- Task prompt
Scan the material for the word "styles", and copy each line where it shows up.

- Data section
+ + + +

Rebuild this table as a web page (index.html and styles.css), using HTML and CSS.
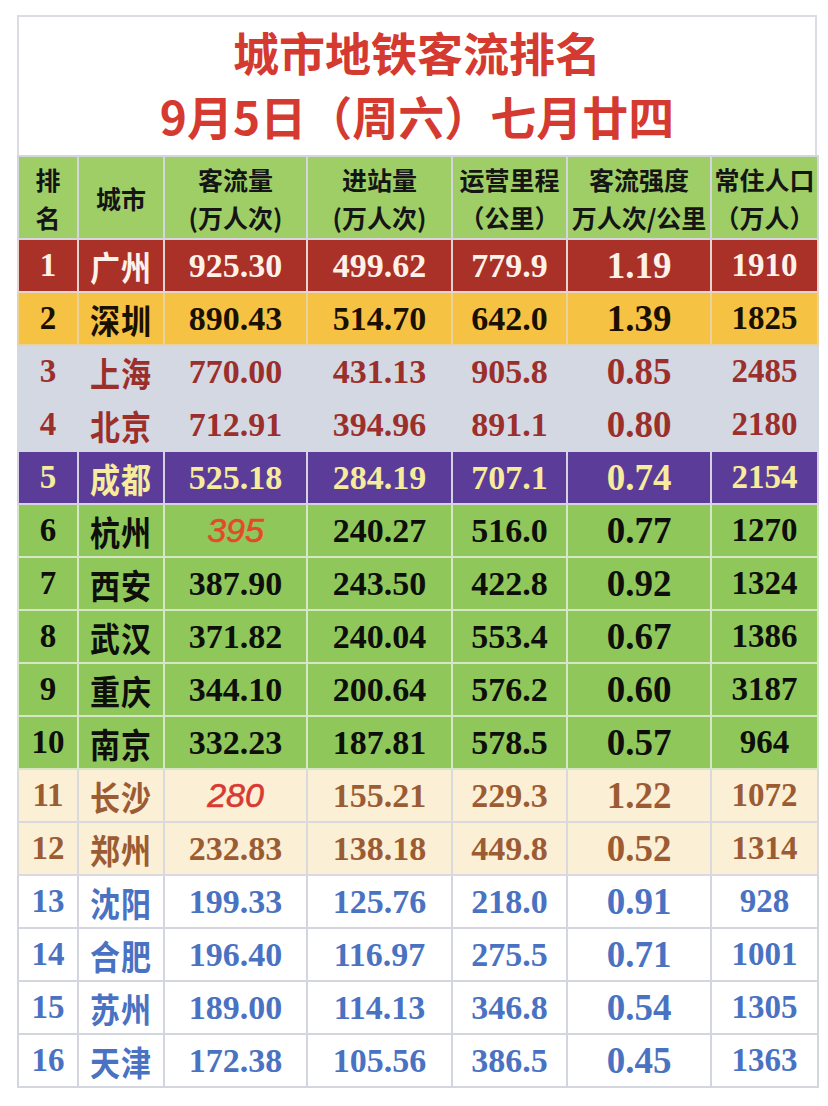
FILE: index.html
```html
<!DOCTYPE html>
<html lang="zh-CN">
<head>
<meta charset="utf-8">
<title>城市地铁客流排名</title>
<link rel="stylesheet" href="styles.css">
</head>
<body>
<div class="sheet">
  <div class="title">
    <div class="title-line">城市地铁客流排名</div>
    <div class="title-line">9月5日（周六）七月廿四</div>
  </div>
  <table class="rank">
    <colgroup>
      <col class="c-rank"><col class="c-city"><col class="c-flow"><col class="c-in"><col class="c-km"><col class="c-int"><col class="c-pop">
    </colgroup>
    <thead>
      <tr>
        <th>排<br>名</th>
        <th>城市</th>
        <th>客流量<br>(万人次)</th>
        <th>进站量<br>(万人次)</th>
        <th>运营里程<br>（公里）</th>
        <th>客流强度<br>万人次/公里</th>
        <th>常住人口<br>（万人）</th>
      </tr>
    </thead>
    <tbody>
      <tr class="r-red"><td class="n">1</td><td class="city"><span>广州</span></td><td class="v">925.30</td><td class="v">499.62</td><td class="v">779.9</td><td class="v big">1.19</td><td class="v pop">1910</td></tr>
      <tr class="r-yellow"><td class="n">2</td><td class="city"><span>深圳</span></td><td class="v">890.43</td><td class="v">514.70</td><td class="v">642.0</td><td class="v big">1.39</td><td class="v pop">1825</td></tr>
      <tr class="r-grey"><td class="n">3</td><td class="city"><span>上海</span></td><td class="v">770.00</td><td class="v">431.13</td><td class="v">905.8</td><td class="v big">0.85</td><td class="v pop">2485</td></tr>
      <tr class="r-grey"><td class="n">4</td><td class="city"><span>北京</span></td><td class="v">712.91</td><td class="v">394.96</td><td class="v">891.1</td><td class="v big">0.80</td><td class="v pop">2180</td></tr>
      <tr class="r-purple"><td class="n">5</td><td class="city"><span>成都</span></td><td class="v">525.18</td><td class="v">284.19</td><td class="v">707.1</td><td class="v big">0.74</td><td class="v pop">2154</td></tr>
      <tr class="r-green"><td class="n">6</td><td class="city"><span>杭州</span></td><td class="v est">395</td><td class="v">240.27</td><td class="v">516.0</td><td class="v big">0.77</td><td class="v pop">1270</td></tr>
      <tr class="r-green"><td class="n">7</td><td class="city"><span>西安</span></td><td class="v">387.90</td><td class="v">243.50</td><td class="v">422.8</td><td class="v big">0.92</td><td class="v pop">1324</td></tr>
      <tr class="r-green"><td class="n">8</td><td class="city"><span>武汉</span></td><td class="v">371.82</td><td class="v">240.04</td><td class="v">553.4</td><td class="v big">0.67</td><td class="v pop">1386</td></tr>
      <tr class="r-green"><td class="n">9</td><td class="city"><span>重庆</span></td><td class="v">344.10</td><td class="v">200.64</td><td class="v">576.2</td><td class="v big">0.60</td><td class="v pop">3187</td></tr>
      <tr class="r-green"><td class="n">10</td><td class="city"><span>南京</span></td><td class="v">332.23</td><td class="v">187.81</td><td class="v">578.5</td><td class="v big">0.57</td><td class="v pop">964</td></tr>
      <tr class="r-cream"><td class="n">11</td><td class="city"><span>长沙</span></td><td class="v est est2">280</td><td class="v">155.21</td><td class="v">229.3</td><td class="v big">1.22</td><td class="v pop">1072</td></tr>
      <tr class="r-cream"><td class="n">12</td><td class="city"><span>郑州</span></td><td class="v">232.83</td><td class="v">138.18</td><td class="v">449.8</td><td class="v big">0.52</td><td class="v pop">1314</td></tr>
      <tr class="r-white"><td class="n">13</td><td class="city"><span>沈阳</span></td><td class="v">199.33</td><td class="v">125.76</td><td class="v">218.0</td><td class="v big">0.91</td><td class="v pop">928</td></tr>
      <tr class="r-white"><td class="n">14</td><td class="city"><span>合肥</span></td><td class="v">196.40</td><td class="v">116.97</td><td class="v">275.5</td><td class="v big">0.71</td><td class="v pop">1001</td></tr>
      <tr class="r-white"><td class="n">15</td><td class="city"><span>苏州</span></td><td class="v">189.00</td><td class="v">114.13</td><td class="v">346.8</td><td class="v big">0.54</td><td class="v pop">1305</td></tr>
      <tr class="r-white"><td class="n">16</td><td class="city"><span>天津</span></td><td class="v">172.38</td><td class="v">105.56</td><td class="v">386.5</td><td class="v big">0.45</td><td class="v pop">1363</td></tr>
    </tbody>
  </table>
</div>
</body>
</html>
```
FILE: styles.css
```css
html, body {
  margin: 0;
  padding: 0;
  background: #ffffff;
}

body {
  padding: 15px 0 0 17px;
}

.sheet {
  width: 800px;
}

.title {
  border: 2px solid #dcdde2;
  border-bottom: none;
  padding: 2px 0 8px;
  text-align: center;
  background: #ffffff;
}

.title-line {
  font-family: "Noto Sans CJK SC", "Noto Sans", sans-serif;
  font-weight: 700;
  font-size: 46px;
  line-height: 64px;
  color: #d53a30;
}

.rank {
  width: 800px;
  border-collapse: collapse;
  table-layout: fixed;
}

.c-rank { width: 60px; }
.c-city { width: 86px; }
.c-flow { width: 143px; }
.c-in { width: 145px; }
.c-km { width: 115px; }
.c-int { width: 144px; }
.c-pop { width: 107px; }

.rank th,
.rank td {
  border: 2px solid #d3d6de;
  padding: 0;
  text-align: center;
  white-space: nowrap;
  overflow: hidden;
}

.rank th {
  height: 81px;
  background: #9fce67;
  color: #151515;
  font-family: "Noto Sans CJK SC", "Noto Sans", sans-serif;
  font-weight: 600;
  font-size: 25px;
  line-height: 38px;
}

.rank td {
  height: 51px;
}

.n {
  font-family: "Liberation Serif", "Times New Roman", serif;
  font-weight: 700;
  font-size: 33px;
}

.city {
  font-family: "Noto Sans CJK SC", "Noto Sans", sans-serif;
  font-weight: 700;
  font-size: 30px;
  letter-spacing: 1px;
}

.city span {
  display: inline-block;
  transform: scaleY(1.15);
}

.v {
  font-family: "Liberation Serif", "Times New Roman", serif;
  font-weight: 700;
  font-size: 34px;
}

.v.big {
  font-size: 37px;
}

.v.pop {
  font-size: 33px;
}

.v.est {
  font-family: "Liberation Sans", Arial, sans-serif;
  font-style: italic;
  font-weight: 400;
  font-size: 34px;
  color: #e24a2a;
  -webkit-text-stroke: 0.6px currentColor;
}

.r-cream .v.est2 {
  color: #d83a31;
}

.r-red td {
  background: #a93127;
  color: #fdf1ea;
  border-color: #e6d4d0;
}

.r-yellow td {
  background: #f6c244;
  color: #1a1000;
  border-color: #e9d39a;
}

.r-grey td {
  background: #d3d8e2;
  color: #9b2f2b;
  border-color: #d3d8e2;
}

.r-purple td {
  background: #5b3c98;
  color: #f6ec9c;
  border-color: #d7d2e2;
}

.r-green td {
  background: #8fc75b;
  color: #0e0e0a;
  border-color: #d6e6c6;
}

.r-cream td {
  background: #fbefd6;
  color: #9b5c34;
  border-color: #d9d9de;
}

.r-white td {
  background: #ffffff;
  color: #4a72c2;
  border-color: #d3d6de;
}
```
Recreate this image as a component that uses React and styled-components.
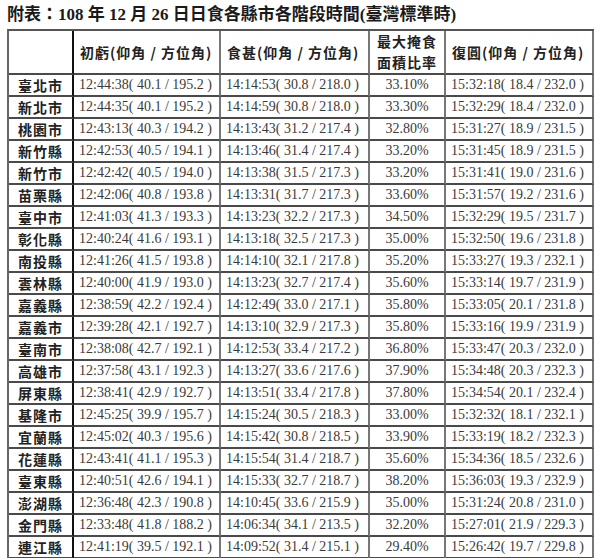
import React from "react";
import styled, { createGlobalStyle } from "styled-components";

const GlobalStyle = createGlobalStyle`
  html, body {
    margin: 0;
    padding: 0;
    background: #ffffff;
  }
`;

const Page = styled.div`
  width: 600px;
  padding: 4px 0 0 7px;
  box-sizing: border-box;
`;

const Title = styled.h1`
  margin: 0 0 3px 0;
  font-family: "Liberation Serif", "Noto Sans CJK TC", serif;
  font-size: 17px;
  font-weight: bold;
  line-height: 22px;
  color: #1a1a1a;
  white-space: nowrap;
`;

const Table = styled.table`
  border-collapse: separate;
  border-spacing: 0;
  table-layout: fixed;
  width: 585px;
  border-top: 2px solid #555;
  border-left: 2px solid #666;
`;

const HeadCell = styled.th`
  height: 40px;
  padding: 0 0 0 ${(p) => (p.$center ? 0 : 6)}px;
  border-right: 2px solid ${(p) => (p.$strong ? "#111" : "#777")};
  border-bottom: 2px solid #4a4a4a;
  font-family: "Noto Sans CJK TC", sans-serif;
  font-size: 14px;
  font-weight: bold;
  letter-spacing: 1px;
  line-height: 21px;
  color: #222;
  text-align: ${(p) => (p.$center ? "center" : "left")};
  vertical-align: middle;
  white-space: pre;
`;

const NameCell = styled.td`
  height: 20px;
  padding: 0;
  border-right: 2px solid #111;
  border-bottom: 2px solid #4a4a4a;
  font-family: "Noto Sans CJK TC", sans-serif;
  font-size: 14px;
  font-weight: bold;
  letter-spacing: 1px;
  color: #222;
  text-align: center;
  vertical-align: middle;
  line-height: 20px;
`;

const DataCell = styled.td`
  height: 20px;
  padding: 0 0 0 ${(p) => (p.$center ? 0 : 5)}px;
  border-right: 2px solid #777;
  border-bottom: 2px solid #4a4a4a;
  font-family: "Liberation Serif", serif;
  font-size: 14px;
  color: #3a3a3a;
  text-align: ${(p) => (p.$center ? "center" : "left")};
  vertical-align: middle;
  line-height: 20px;
  white-space: nowrap;
`;

const rows = [
  ["臺北市", "12:44:38( 40.1 / 195.2 )", "14:14:53( 30.8 / 218.0 )", "33.10%", "15:32:18( 18.4 / 232.0 )"],
  ["新北市", "12:44:35( 40.1 / 195.2 )", "14:14:59( 30.8 / 218.0 )", "33.30%", "15:32:29( 18.4 / 232.0 )"],
  ["桃園市", "12:43:13( 40.3 / 194.2 )", "14:13:43( 31.2 / 217.4 )", "32.80%", "15:31:27( 18.9 / 231.5 )"],
  ["新竹縣", "12:42:53( 40.5 / 194.1 )", "14:13:46( 31.4 / 217.4 )", "33.20%", "15:31:45( 18.9 / 231.5 )"],
  ["新竹市", "12:42:42( 40.5 / 194.0 )", "14:13:38( 31.5 / 217.3 )", "33.20%", "15:31:41( 19.0 / 231.6 )"],
  ["苗栗縣", "12:42:06( 40.8 / 193.8 )", "14:13:31( 31.7 / 217.3 )", "33.60%", "15:31:57( 19.2 / 231.6 )"],
  ["臺中市", "12:41:03( 41.3 / 193.3 )", "14:13:23( 32.2 / 217.3 )", "34.50%", "15:32:29( 19.5 / 231.7 )"],
  ["彰化縣", "12:40:24( 41.6 / 193.1 )", "14:13:18( 32.5 / 217.3 )", "35.00%", "15:32:50( 19.6 / 231.8 )"],
  ["南投縣", "12:41:26( 41.5 / 193.8 )", "14:14:10( 32.1 / 217.8 )", "35.20%", "15:33:27( 19.3 / 232.1 )"],
  ["雲林縣", "12:40:00( 41.9 / 193.0 )", "14:13:23( 32.7 / 217.4 )", "35.60%", "15:33:14( 19.7 / 231.9 )"],
  ["嘉義縣", "12:38:59( 42.2 / 192.4 )", "14:12:49( 33.0 / 217.1 )", "35.80%", "15:33:05( 20.1 / 231.8 )"],
  ["嘉義市", "12:39:28( 42.1 / 192.7 )", "14:13:10( 32.9 / 217.3 )", "35.80%", "15:33:16( 19.9 / 231.9 )"],
  ["臺南市", "12:38:08( 42.7 / 192.1 )", "14:12:53( 33.4 / 217.2 )", "36.80%", "15:33:47( 20.3 / 232.0 )"],
  ["高雄市", "12:37:58( 43.1 / 192.3 )", "14:13:27( 33.6 / 217.6 )", "37.90%", "15:34:48( 20.3 / 232.3 )"],
  ["屏東縣", "12:38:41( 42.9 / 192.7 )", "14:13:51( 33.4 / 217.8 )", "37.80%", "15:34:54( 20.1 / 232.4 )"],
  ["基隆市", "12:45:25( 39.9 / 195.7 )", "14:15:24( 30.5 / 218.3 )", "33.00%", "15:32:32( 18.1 / 232.1 )"],
  ["宜蘭縣", "12:45:02( 40.3 / 195.6 )", "14:15:42( 30.8 / 218.5 )", "33.90%", "15:33:19( 18.2 / 232.3 )"],
  ["花蓮縣", "12:43:41( 41.1 / 195.3 )", "14:15:54( 31.4 / 218.7 )", "35.60%", "15:34:36( 18.5 / 232.6 )"],
  ["臺東縣", "12:40:51( 42.6 / 194.1 )", "14:15:33( 32.7 / 218.7 )", "38.20%", "15:36:03( 19.3 / 232.9 )"],
  ["澎湖縣", "12:36:48( 42.3 / 190.8 )", "14:10:45( 33.6 / 215.9 )", "35.00%", "15:31:24( 20.8 / 231.0 )"],
  ["金門縣", "12:33:48( 41.8 / 188.2 )", "14:06:34( 34.1 / 213.5 )", "32.20%", "15:27:01( 21.9 / 229.3 )"],
  ["連江縣", "12:41:19( 39.5 / 192.1 )", "14:09:52( 31.4 / 215.1 )", "29.40%", "15:26:42( 19.7 / 229.8 )"],
];

const App = () => {
  return (
    <Page>
      <GlobalStyle />
      <Title>附表：108 年 12 月 26 日日食各縣市各階段時間(臺灣標準時)</Title>
      <Table>
        <colgroup>
          <col style={{ width: 65 }} />
          <col style={{ width: 147 }} />
          <col style={{ width: 149 }} />
          <col style={{ width: 76 }} />
          <col style={{ width: 148 }} />
        </colgroup>
        <thead>
          <tr>
            <HeadCell $strong $center />
            <HeadCell>初虧(仰角 / 方位角)</HeadCell>
            <HeadCell>食甚(仰角 / 方位角)</HeadCell>
            <HeadCell $center>
              最大掩食
              <br />
              面積比率
            </HeadCell>
            <HeadCell>復圓(仰角 / 方位角)</HeadCell>
          </tr>
        </thead>
        <tbody>
          {rows.map((r) => (
            <tr key={r[0]}>
              <NameCell>{r[0]}</NameCell>
              <DataCell>{r[1]}</DataCell>
              <DataCell>{r[2]}</DataCell>
              <DataCell $center>{r[3]}</DataCell>
              <DataCell>{r[4]}</DataCell>
            </tr>
          ))}
        </tbody>
      </Table>
    </Page>
  );
};

export default App;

+ + + +

- Output of the exercise
Rebuild this table as a web page (index.html and styles.css), using HTML and CSS.
<link rel="stylesheet" href="styles.css">
FILE: styles.css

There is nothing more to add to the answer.